Some have gone as far as offering to pay for him to study art at university next year, despite his already being accepted to study astrophysics at the University of Cape Town.
In an exclusive interview with the Sunday Times this week Louw, who is a pupil at Grantleigh College in Richards Bay, said a multitude of people and organisations had contacted him with offers to buy pieces and to exhibit and invest in his art.
Hours after receiving the independent school’s Dux award on Monday, his matric artwork was labelled blasphemous.
A video in which a local pastor, Andrew Anderson, lambasts the school for allowing the pupil to display his “satanic” artwork went viral on Monday evening.
The artwork was displayed in the school’s foyer, with other pupils’ work. It included sculptures of heads with horns, papiermaché works using Bible pages and paintings which reference the Last Supper and the creation of Adam. These also drew the ire of many Christians and the African Christian Democratic Party.
Louw has defended his work, saying it explores the “commercialisation of contemporary organised religion as well as the monetary exploitation of the faithful by greedy individuals who hide behind the guise of the church or similar pious institutions”.
“It would be rather ignorant for me to assume that in the process of tackling the theme of religion there wouldn’t be some people who would be offended,” he said.
“I was always cognisant of the fact that there might be a negative response but at the end of the day the value of art is not measured by how many people love the artwork. It is measured in terms of both negative and positive responses.”
He was “definitely” going to pursue his art professionally.
“When I initially put up my exhibition, I felt I might have said all I needed to say. But after all of this started, I realised that this commentary that I brought forward through my art is something very important and that it does resonate with me personally, and evidently with others too. So if anything, this has inspired me to pursue my art further and to create art in this vein of expression.
“I am very interested in the ways people think. I read a lot into science and religion, the difference between fact and opinion and the study of the structure of knowledge.”
He said he and his art teachers often had conversations about the pieces and realised there would be negative reactions.

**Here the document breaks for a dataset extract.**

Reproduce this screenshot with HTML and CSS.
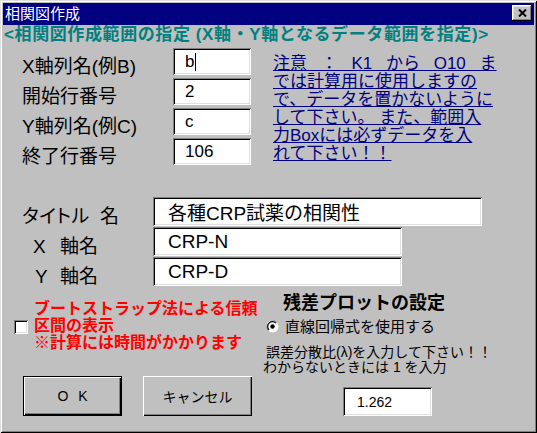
FILE: index.html
```html
<!DOCTYPE html>
<html lang="ja">
<head>
<meta charset="utf-8">
<title>相関図作成</title>
<link rel="stylesheet" href="styles.css">
</head>
<body>
<div class="window">
  <div class="titlebar">
    <span class="title">相関図作成</span>
    <span class="close">
      <svg width="9" height="8" viewBox="0 0 9 8"><path d="M1 0.5 L8 7.5 M8 0.5 L1 7.5" stroke="#000" stroke-width="2" fill="none"/></svg>
    </span>
  </div>
  <div class="heading">&lt;相関図作成範囲の指定 (X軸・Y軸となるデータ範囲を指定)&gt;</div>

  <div class="range">
    <div class="range-grid">
      <div class="lbl">X軸列名(例B)</div>
      <div class="field">b<span class="caret"></span></div>
      <div class="lbl">開始行番号</div>
      <div class="field">2</div>
      <div class="lbl">Y軸列名(例C)</div>
      <div class="field">c</div>
      <div class="lbl">終了行番号</div>
      <div class="field">106</div>
    </div>
    <p class="note"><span class="spaced">注意 ： K1 から O10 ま</span><br>では計算用に使用しますの<br>で、データを置かないように<br>して下さい。 また、範囲入<br>力Boxには必ずデータを入<br>れて下さい！！</p>
  </div>

  <div class="axes">
    <div class="lbl2"><span class="kata">タイトル</span>名</div>
    <div class="field big w329">各種CRP試薬の相関性</div>
    <div class="lbl2"><span class="axis x">X</span>軸名</div>
    <div class="field big w249">CRP-N</div>
    <div class="lbl2"><span class="axis y">Y</span>軸名</div>
    <div class="field big w249">CRP-D</div>
  </div>

  <div class="bottom">
    <div class="left">
      <div class="bootstrap">
        <span class="check"></span>
        <div class="red">ブートストラップ法による信頼<br>区間の表示<br>※計算には時間がかかります</div>
      </div>
      <div class="buttons">
        <div class="btn ok">O K</div>
        <div class="btn cancel">キャンセル</div>
      </div>
    </div>
    <div class="right">
      <div class="resid-title">残差プロットの設定</div>
      <div class="radio-row">
        <svg class="radio" width="13" height="13" viewBox="0 0 13 13">
          <circle cx="6.5" cy="6.5" r="6" fill="#fff"/>
          <path d="M10.7 2.3 A6 6 0 0 0 2.3 10.7" fill="none" stroke="#808080" stroke-width="1"/>
          <path d="M9.9 3.1 A4.8 4.8 0 0 0 3.1 9.9" fill="none" stroke="#000" stroke-width="1.2"/>
          <circle cx="6.5" cy="6.5" r="2.2" fill="#000"/>
        </svg>
        <span>直線回帰式を使用する</span>
      </div>
      <div class="lambda-text"><span class="indent">誤差分散比(λ)を入力して下さい！！</span><br>わからないときには 1 を入力</div>
      <div class="field small">1.262</div>
    </div>
  </div>
</div>
</body>
</html>
```
FILE: styles.css
```css
* { box-sizing: border-box; margin: 0; padding: 0; }

body {
  margin: 0;
  background: #c0c0c0;
  font-family: "Liberation Sans", "Noto Sans CJK JP", sans-serif;
  color: #000;
}

.window {
  width: 537px;
  height: 433px;
  background: #c0c0c0;
  padding: 3px;
  box-shadow: inset 1px 1px #dfdfdf, inset -1px -1px #000, inset 2px 2px #fff, inset -2px -2px #808080;
  display: flex;
  flex-direction: column;
}

.titlebar {
  height: 22px;
  background: #000080;
  color: #fff;
  display: flex;
  justify-content: space-between;
  align-items: flex-start;
  padding: 0 2px;
  font-size: 15px;
  line-height: 22px;
}

.close {
  margin-top: 2px;
  width: 20px;
  height: 16px;
  background: #c0c0c0;
  box-shadow: inset -1px -1px #000, inset 1px 1px #fff, inset -2px -2px #808080, inset 2px 2px #dfdfdf;
  display: flex;
  align-items: center;
  justify-content: center;
}

.heading {
  color: #008080;
  font-weight: bold;
  font-size: 17px;
  line-height: 20px;
  padding-left: 1px;
  letter-spacing: 0.6px;
  white-space: nowrap;
}

.range {
  display: flex;
  padding: 3px 0 0 19px;
}

.range-grid {
  display: grid;
  grid-template-columns: 151px 78px;
  grid-auto-rows: 27px;
  row-gap: 3px;
}

.lbl {
  font-size: 19px;
  line-height: 17px;
  padding-top: 10px;
  white-space: nowrap;
}

.field {
  background: #fff;
  box-shadow: inset 1px 1px #808080, inset -1px -1px #fff, inset 2px 2px #000, inset -2px -2px #dfdfdf;
  font-size: 17px;
  padding-left: 12px;
  display: flex;
  align-items: center;
  white-space: nowrap;
}

.caret {
  display: inline-block;
  width: 1px;
  height: 18px;
  background: #000;
  margin-left: 1px;
}

.note {
  margin: 7px 0 0 22px;
  color: #000080;
  font-size: 17px;
  line-height: 18px;
  text-decoration: underline;
  white-space: nowrap;
}

.spaced { word-spacing: 9px; }

.axes {
  display: grid;
  grid-template-columns: 131px auto;
  grid-auto-rows: 29px;
  row-gap: 1px;
  justify-items: start;
  padding-left: 19px;
  margin-top: 32px;
}

.lbl2 {
  font-size: 19px;
  line-height: 19px;
  padding-top: 10px;
  white-space: nowrap;
}

.kata {
  display: inline-block;
  width: 78px;
  font-feature-settings: "palt";
  letter-spacing: 0.5px;
}

.axis { display: inline-block; width: 27px; }
.axis.x { margin-left: 11px; }
.axis.y { margin-left: 13px; width: 25px; }

.field.big { font-size: 19px; padding-left: 15px; }
.w329 { width: 329px; }
.w249 { width: 249px; }

.bottom {
  display: flex;
}

.left {
  width: 260px;
  display: flex;
  flex-direction: column;
}

.bootstrap {
  display: flex;
  align-items: center;
  padding-left: 11px;
  margin-top: 14px;
}

.check {
  width: 14px;
  height: 14px;
  background: #fff;
  box-shadow: inset 1px 1px #808080, inset -1px -1px #fff, inset 2px 2px #000, inset -2px -2px #dfdfdf;
  margin-right: 6px;
  margin-top: 2px;
}

.red {
  color: #ff0000;
  font-weight: bold;
  font-size: 16px;
  line-height: 17px;
  white-space: nowrap;
}

.buttons {
  display: flex;
  gap: 21px;
  padding-left: 20px;
  margin-top: 25px;
}

.btn {
  height: 40px;
  background: #c0c0c0;
  font-size: 14px;
  display: flex;
  align-items: center;
  justify-content: center;
  box-shadow: inset 1px 1px #fff, inset -1px -1px #000, inset -2px -2px #808080;
}

.btn.ok {
  width: 99px;
  border: 1px solid #000;
  word-spacing: 6px;
}

.btn.cancel { width: 109px; }

.right {
  flex: 1;
  display: flex;
  flex-direction: column;
  align-items: flex-start;
}

.resid-title {
  font-weight: bold;
  font-size: 18px;
  line-height: 20px;
  padding-left: 20px;
  margin-top: 7px;
}

.radio-row {
  display: flex;
  align-items: center;
  gap: 6px;
  padding-left: 3px;
  margin-top: 5px;
  font-size: 15px;
  line-height: 17px;
}

.lambda-text {
  font-size: 14px;
  line-height: 15px;
  margin-top: 10px;
  white-space: nowrap;
}

.indent { padding-left: 3px; }

.field.small {
  width: 89px;
  height: 29px;
  font-size: 14px;
  padding-left: 14px;
  margin: 12px 0 0 80px;
}
```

A sign outside the cordoned-off exhibition warned people that it had “potentially offensive content that was reserved for a mature and sophisticated audience”, he said.
“I want my art to reach out to the viewer and make them think. I would rather create art that perhaps unsettles the viewer a little, but at the end of the day starts a discourse that they will remember, and [that will] perhaps better equip them to live in the multicultural society we find ourselves in, dealing with these controversial topics in honest and sincere ways that aren’t sugar-coated.”
He said he was confident he would get a distinction for visual arts in his matric exam.
Though Curro, which runs Grantleigh College, has apologised to those offended by the artwork, it said an independent examiner had assessed Louw’s work and found it complied with the examination brief.
Curro marketing and communications head Marí Lategan said the artwork had been removed from the foyer, along with all the other artwork, and she would not comment further publicly on the matter.